For this error, the judgment of the trial court is reversed and the cause remanded. It is so ordered.
On Rehearing.
In our original opinion we held plaintiff's suit was one for rescission of an oral contract.
In its motion for rehearing, appellee complains that this court in its opinion overlooked the fact that the suit of appellant was based upon an implied oral contract. It is stated in the motion that if this court should hold that the amended petition pleads a cause of action on the ground of fraud and asks for rescission, nevertheless the appellant would be asking for the rescission of an alleged "implied oral contract." In that connection it is stated in the motion: "It is immaterial whether the appellant asks for damages for breach of an implied oral contract or whether appellant asks for rescission of an implied oral contract. The fact remains that it is alleged by appellant to be an implied oral contract, `where the indebtedness is not evidenced by a contract in writing.' "
As we understand it, the point here involved is not so much the nature of the contract as it is the plaintiff's right to rescind the same within four years, regardless of whether the contract was oral or in writing. If the appellant's suit is one for rescission of a contract, the decisions are uniform to the effect that the four-year statute of limitation, and not the two-year statute of limitation, applies, and that regardless of whether the contract was oral or in writing. Article 5529, R.S. 1925; Evans v. Goggan, 5 Tex. Civ. App. 129, 23 S.W. 854; Texas Co-op. Inv. Co. v. Clark (Tex. Civ. App.) 212 S.W. 245; Id. (Tex.Com.App.) 231 S.W. 381.

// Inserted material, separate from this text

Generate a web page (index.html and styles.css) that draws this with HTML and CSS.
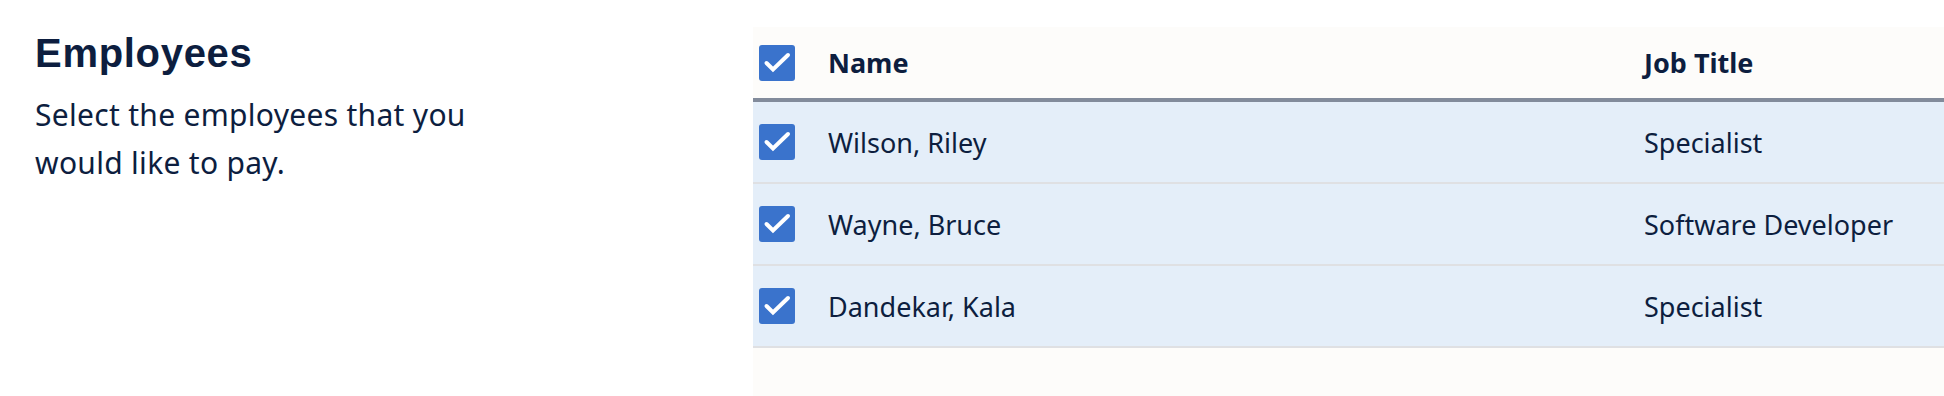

These authorities disclose that an action to rescind a contract comes under the provisions of the above statute. Interpreting the plaintiff's cause of action as one for rescission of a contract not in writing, we applied the limitation prescribed by the above statute. If our interpretation of the appellant's suit is correct, the above conclusion is sound.
There is therefore no conflict in this holding and that made in the following decisions, as asserted by the appellee: Davidson v. Commercial Nat. Bank of Brady (Tex. Civ. App.) 59 S.W.2d 949; Kuhn et al. v. Shaw (Tex. Civ. App.) 223 S.W. 343; Ferguson v. Washburn et al. (Tex. Civ. App.) 4 S.W.2d 574; Citizens' Nat. Bank of Cameron et al. v. Good Roads Gravel Co. (Tex. Civ. App.) 236 S.W. 153; Walter A. Wood Mowing Mach. Co. v. Hancock, 4 Tex. Civ. App. 302, 23 S.W. 384; Harrison v. City of Sulphur Springs (Tex. Civ. App.) 35 S.W. 744; City of Wink v. R. B. George Mach. Co. (Tex. Civ. App.) 73 S.W.2d 653. A casual reading of these cases will disclose that not one of them involved limitation as applied to the right of rescission of a contract in a suit brought for that purpose. This being a rescission case, they are not in point and we pretermit a discussion of these authorities with which we are alleged to be in conflict. Considering the nature of the cause involved in each of those suits, the proper period of limitation was correctly applied.
The manner in which this case comes before us, nothing is presented or considered except the fundamental error upon which our decision is based. The special exception was first presented for consideration, sustained, and the cause dismissed. Naturally, we have taken the allegations of the pleadings as true and we do not think that under the law we would be warranted in expressing an opinion upon other phases or merits, if any, of the lawsuit.
The motion for rehearing is overruled.